Debido a su condición particular, puede resultar, al inicio de El largo viaje, un poco caótico situar los hechos que, entremezclándose y sobreponiéndose unos a otros, se van narrando, dado que la memoria del narrador –que a su vez es el personaje principal- se encuentra dispuesta en un más allá tan más allá que la ubicación de los sucesos en un tiempo –en un antes o en un después de los campos- y en un espacio –en Francia o en Alemania- se desfigura y emborrona. Pero, una vez la novela ha alzado el vuelo, la maestría de la prosa de Semprún brilla con mayor pureza y toda la construcción narrativa construida por él empieza a encajar a la perfección y a adquirir una prestancia sublime.
Mas, por encima de toda apreciación sobre las cualidades estéticas de El largo viaje, se impone una cuestión trascendental que cruza transversalmente toda la obra de Jorge Semprún: ¿Qué contar? ¿Por qué contar? Pero, sobre todo: ¿Cómo contar?
El largo viaje nos da una aproximación al parecer de Semprún respecto a dicha cuestión:
Está bien, ya lo había olvidado, ya había olvidado todo, a partir de ahora ya puedo recordarlo todo. Ya puedo contar la historia de los niños judíos de Polonia, no como una historia que me haya sucedido a mí particularmente, sino como lo que les sucedió ante todo a aquellos niños judíos de Polonia. Es decir, que ahora, tras estos largos años de olvido voluntario, no sólo puedo ya contar esta historia, sino que debo contarla. Debó hablar en nombre de lo que sucedió, no en mi nombre personal. En nombre de la misma muerte.
Por tanto:
¿Qué contar? Todo. Contarlo todo. Desde el tren que recorre la campiña francesa hasta el niño que, inocentemente, insulta a los prisioneros que van en ese mismo tren, pasando por la madre que ha perdido dos hijos en la guerra o por los ojos asustados e impactados de un militar norteamericano frente a la visión del campo de concentración.
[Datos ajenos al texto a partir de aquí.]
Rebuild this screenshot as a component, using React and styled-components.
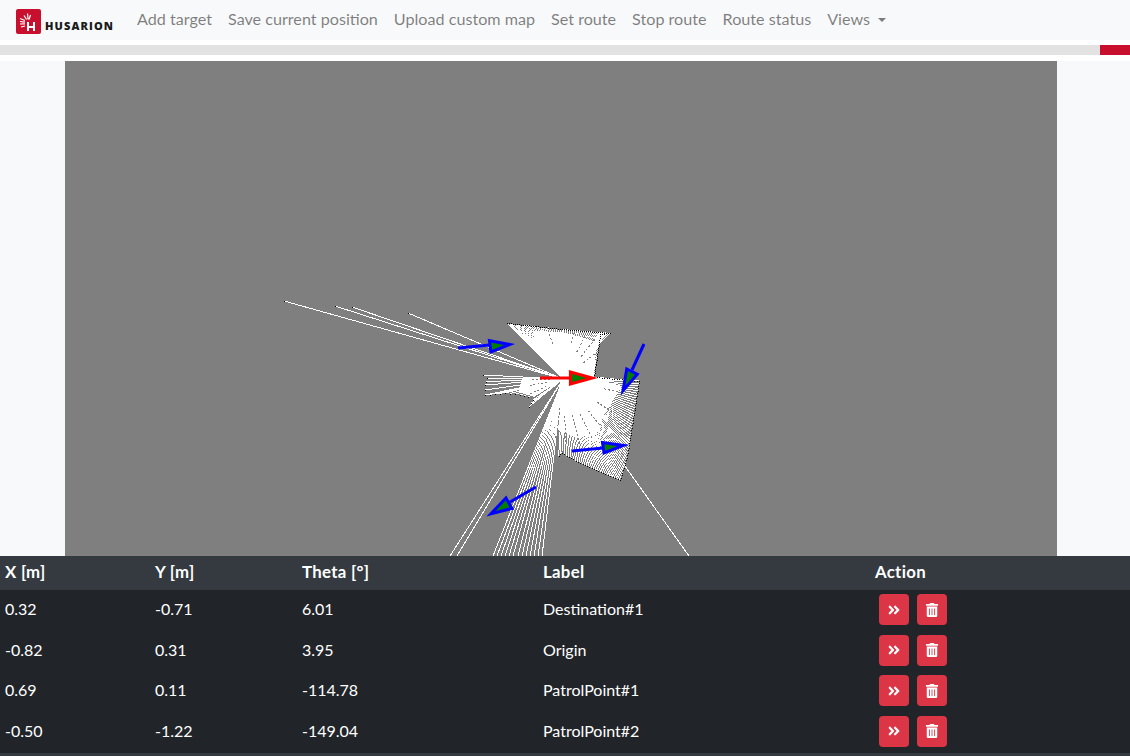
import React from "react";
import styled, { createGlobalStyle } from "styled-components";
import { FaAngleDoubleRight, FaTrashAlt } from "react-icons/fa";

const GlobalStyle = createGlobalStyle`
  html, body {
    margin: 0;
    height: 756px;
    overflow: hidden;
    background: #fff;
    font-family: Lato, "Liberation Sans", sans-serif;
    font-size: 16px;
  }
`;

const Navbar = styled.nav`
  display: flex;
  align-items: center;
  height: 40px;
  padding: 0 8px 2px 16px;
  box-sizing: border-box;
  background: #f8f9fa;
`;
const Brand = styled.a`
  display: flex;
  align-items: flex-end;
  flex: none;
  width: 97px;
  height: 25px;
  margin-right: 16px;
  margin-top: 4px;
`;
const LogoMark = styled.svg`
  flex: none;
  width: 25px;
  height: 25px;
`;
const BrandName = styled.span`
  margin: 0 0 2px 4px;
  font-family: "Open Sans", sans-serif;
  font-weight: 800;
  font-size: 11px;
  line-height: 12px;
  letter-spacing: 1.1px;
  color: #1b1b1b;
`;
const NavItem = styled.a`
  padding: 0 8px;
  font-size: 16.15px;
  line-height: 24px;
  white-space: nowrap;
  color: rgba(0, 0, 0, 0.5);
`;
const Caret = styled.span`
  display: inline-block;
  margin-left: 8px;
  vertical-align: 3px;
  border-top: 4.8px solid;
  border-left: 4.8px solid transparent;
  border-right: 4.8px solid transparent;
`;
const Progress = styled.div`
  display: flex;
  justify-content: flex-end;
  height: 10px;
  margin: 5px 0 6px;
  background: #e2e2e2;
`;
const ProgressValue = styled.div`
  width: 30px;
  background: #c8102e;
`;
const MapArea = styled.div`
  display: flex;
  justify-content: center;
  padding-right: 8px;
  background: #f8f9fa;
`;
const MapCanvas = styled.svg`
  display: block;
  width: 992px;
  height: 495px;
  background: #7f7f7f;
`;
const TableWrap = styled.div`
  height: 200px;
  background: #343a40;
`;
const Table = styled.table`
  width: 1130px;
  table-layout: fixed;
  border-collapse: collapse;
  color: #fff;
`;
const HeadCell = styled.th`
  height: 34px;
  padding: 0 5px 4px;
  box-sizing: border-box;
  text-align: left;
  font-size: 16.8px;
  font-weight: 700;
  letter-spacing: 0.3px;
  background: #343a40;
`;
const Row = styled.tr`
  background: #212529;
`;
const Cell = styled.td`
  height: 40.67px;
  padding: 7px 5px 0;
  box-sizing: border-box;
  vertical-align: top;
  line-height: 24px;
`;
const Actions = styled.div`
  display: flex;
  gap: 8px;
  margin: -3px 0 0 4px;
`;
const RedButton = styled.button`
  display: flex;
  align-items: center;
  justify-content: center;
  width: 30px;
  height: 31px;
  padding: 0;
  border: 0;
  border-radius: 4px;
  background: #dc3545;
  color: #fff;
  font-size: 14px;
`;

const ORIGIN = [563, 379];

// outline of what the scan has reached, walked clockwise
const TOP_OUTLINE = [
  [507, 323], [562, 329], [610, 333], [600, 334], [598, 350], [594, 377],
];
const RIGHT_OUTLINE = [
  [594, 377], [639, 381], [633, 420], [627, 458], [620, 480], [603, 473],
  [578, 462], [562, 453], [557, 457],
];
const LEFT_OUTLINE = [
  [483, 375], [487, 378], [485, 385], [485, 395], [505, 393], [520, 395],
  [528, 397], [533, 400], [527, 410],
];
const LONG_RAYS = [
  [284, 301], [335, 306], [352, 307], [408, 313], [689, 556],
  [450, 556], [457, 556],
  [493, 556], [497, 556], [501, 556], [505, 556], [509, 556], [513, 556],
  [518, 556], [522, 556], [526, 556], [530, 556], [534, 556], [538, 556], [542, 556],
];
const SOLID_AREAS = [
  "563,379 532,331 562,332 585,338 596,345 594,379",
  "563,379 596,379 622,386 612,402 598,425 578,438 558,430",
  "563,379 522,378 519,392 534,397",
];
// missed beams: dotted grey lines that cut through the white, from the given
// share of the way out to the end point
const MISSED_BEAMS = [
  { to: [548, 329], from: 0.7 }, { to: [574, 331], from: 0.75 }, { to: [586, 334], from: 0.6 },
  { to: [596, 338], from: 0.55 }, { to: [597, 352], from: 0.6 },
  { to: [530, 379], from: 0.4 }, { to: [528, 386], from: 0.45 }, { to: [530, 394], from: 0.5 },
  { to: [618, 392], from: 0.75 }, { to: [612, 412], from: 0.7 }, { to: [602, 428], from: 0.65 },
  { to: [592, 438], from: 0.6 }, { to: [580, 444], from: 0.55 }, { to: [566, 446], from: 0.55 },
  { to: [556, 444], from: 0.45 },
];

function sampleOutline(points, step) {
  const out = [];
  for (let i = 0; i < points.length - 1; i++) {
    const [x1, y1] = points[i];
    const [x2, y2] = points[i + 1];
    const n = Math.max(1, Math.round(Math.hypot(x2 - x1, y2 - y1) / step));
    for (let k = 0; k < n; k++) {
      out.push([x1 + ((x2 - x1) * k) / n, y1 + ((y2 - y1) * k) / n]);
    }
  }
  return out;
}

const ENDS = [
  ...sampleOutline(TOP_OUTLINE, 2),
  ...sampleOutline(RIGHT_OUTLINE, 2.5),
  ...sampleOutline(LEFT_OUTLINE, 4.5),
];

// heads are given by their outer corners, the stroke sits inside them
function insetHead(head) {
  const pts = head.split(" ").map((p) => p.split(",").map(Number));
  const cx = (pts[0][0] + pts[1][0] + pts[2][0]) / 3;
  const cy = (pts[0][1] + pts[1][1] + pts[2][1]) / 3;
  return pts.map(([x, y]) => `${cx + (x - cx) * 0.75},${cy + (y - cy) * 0.75}`).join(" ");
}

const ARROWS = [
  { shaft: "458,348 490,345", head: "487,339 489,354 514,344", color: "#0000ff" },
  { shaft: "540,378 572,378", head: "568,370 568,386 597,378", color: "#ff0000" },
  { shaft: "644,344 632,370", head: "626,366 640,373 621,395", color: "#0000ff" },
  { shaft: "572,451 603,448", head: "600,441 602,455 628,445", color: "#0000ff" },
  { shaft: "536,487 510,502", head: "507,495 515,509 487,516", color: "#0000ff" },
];

function ScanMap() {
  return (
    <MapCanvas viewBox="65 61 992 495">
      <g shapeRendering="crispEdges" stroke="#fff" strokeWidth="1">
        {[...ENDS, ...LONG_RAYS].map(([x, y], i) => (
          <line key={i} x1={ORIGIN[0]} y1={ORIGIN[1]} x2={x} y2={y} />
        ))}
      </g>
      <g shapeRendering="crispEdges" fill="#fff">
        {SOLID_AREAS.map((points) => (
          <polygon key={points} points={points} />
        ))}
      </g>
      <g shapeRendering="crispEdges" stroke="#7f7f7f" strokeWidth="1" strokeDasharray="2 2">
        {MISSED_BEAMS.map(({ to: [x, y], from }) => (
          <line
            key={`${x},${y}`}
            x1={ORIGIN[0] + (x - ORIGIN[0]) * from}
            y1={ORIGIN[1] + (y - ORIGIN[1]) * from}
            x2={x}
            y2={y}
          />
        ))}
      </g>
      <g shapeRendering="crispEdges" fill="#000">
        {[...ENDS, ...LONG_RAYS.slice(0, 4)].map(([x, y], i) => (
          <rect key={i} x={Math.round(x)} y={Math.round(y)} width="1" height="1" />
        ))}
      </g>
      {ARROWS.map((a) => (
        <g key={a.head} stroke={a.color} strokeWidth="3" strokeMiterlimit="10">
          <polyline points={a.shaft} fill="none" />
          <polygon points={insetHead(a.head)} fill="#008000" />
        </g>
      ))}
    </MapCanvas>
  );
}

function Logo() {
  return (
    <LogoMark viewBox="0 0 25 25">
      <rect width="25" height="25" rx="2" fill="#c8102e" />
      <path fill="#fff" d="M11 13h2v4h4v-4h2v9h-2v-3h-4v3h-2z" />
      <g stroke="#fff" strokeWidth="1.2">
        <path d="M4 9.5l5 2M4 12.5l5 .6M4 15l5-.2M5 18l4-1M8 6.5l2.6 4M11.5 4.5l.6 6M14.5 6l-1.5 4.5" />
      </g>
    </LogoMark>
  );
}

const NAV_ITEMS = [
  "Add target",
  "Save current position",
  "Upload custom map",
  "Set route",
  "Stop route",
  "Route status",
];

const POINTS = [
  { x: "0.32", y: "-0.71", theta: "6.01", label: "Destination#1" },
  { x: "-0.82", y: "0.31", theta: "3.95", label: "Origin" },
  { x: "0.69", y: "0.11", theta: "-114.78", label: "PatrolPoint#1" },
  { x: "-0.50", y: "-1.22", theta: "-149.04", label: "PatrolPoint#2" },
];

export default function App() {
  return (
    <>
      <GlobalStyle />
      <Navbar>
        <Brand>
          <Logo />
          <BrandName>HUSARION</BrandName>
        </Brand>
        {NAV_ITEMS.map((item) => (
          <NavItem key={item}>{item}</NavItem>
        ))}
        <NavItem>
          Views
          <Caret />
        </NavItem>
      </Navbar>
      <Progress>
        <ProgressValue />
      </Progress>
      <MapArea>
        <ScanMap />
      </MapArea>
      <TableWrap>
        <Table>
          <colgroup>
            <col width="150" />
            <col width="147" />
            <col width="241" />
            <col width="332" />
            <col width="260" />
          </colgroup>
          <thead>
            <tr>
              <HeadCell>X [m]</HeadCell>
              <HeadCell>Y [m]</HeadCell>
              <HeadCell>Theta [°]</HeadCell>
              <HeadCell>Label</HeadCell>
              <HeadCell>Action</HeadCell>
            </tr>
          </thead>
          <tbody>
            {POINTS.map((p) => (
              <Row key={p.label}>
                <Cell>{p.x}</Cell>
                <Cell>{p.y}</Cell>
                <Cell>{p.theta}</Cell>
                <Cell>{p.label}</Cell>
                <Cell>
                  <Actions>
                    <RedButton>
                      <FaAngleDoubleRight />
                    </RedButton>
                    <RedButton>
                      <FaTrashAlt />
                    </RedButton>
                  </Actions>
                </Cell>
              </Row>
            ))}
          </tbody>
        </Table>
      </TableWrap>
    </>
  );
}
¿Por qué contar? Para recordar después del olvido, para entonar ese Nunca más de Adorno y para que a aquel que olvide le arranquen los dos ojos.
Finalmente ¿cómo contar? Escapando de la memoria de la muerte. Escapando del propio nombre y de la propia experiencia para hacer, como escribe Primo Levi en Si esto es un hombre, que detrás del nombre, quede alguna cosa de nosotros, de nosotros tal como éramos. Es decir, contar más allá de uno mismo, más allá del recuerdo, grabado a fuego en el cuerpo, de aquellas jornadas en un vagón que recorre la campiña francesa. Esperar y dejar tiempo, para contar después del olvido.
El largo viaje es, en suma, una novela que resulta ser algo más que una novela. Es un testimonio esforzadamente literario y, a su vez, un alegato y una disputa en favor del olvido. Es, finalmente, una construcción onírica de una vivencia, de un pasado real –quizá demasiado real- que consigue, parafraseando, de nuevo, a Primo Levi, llevar al mundo, junto con la señal impresa en la carne, la mala nueva de todo aquello que el hombre ha sido capaz de hacer del hombre.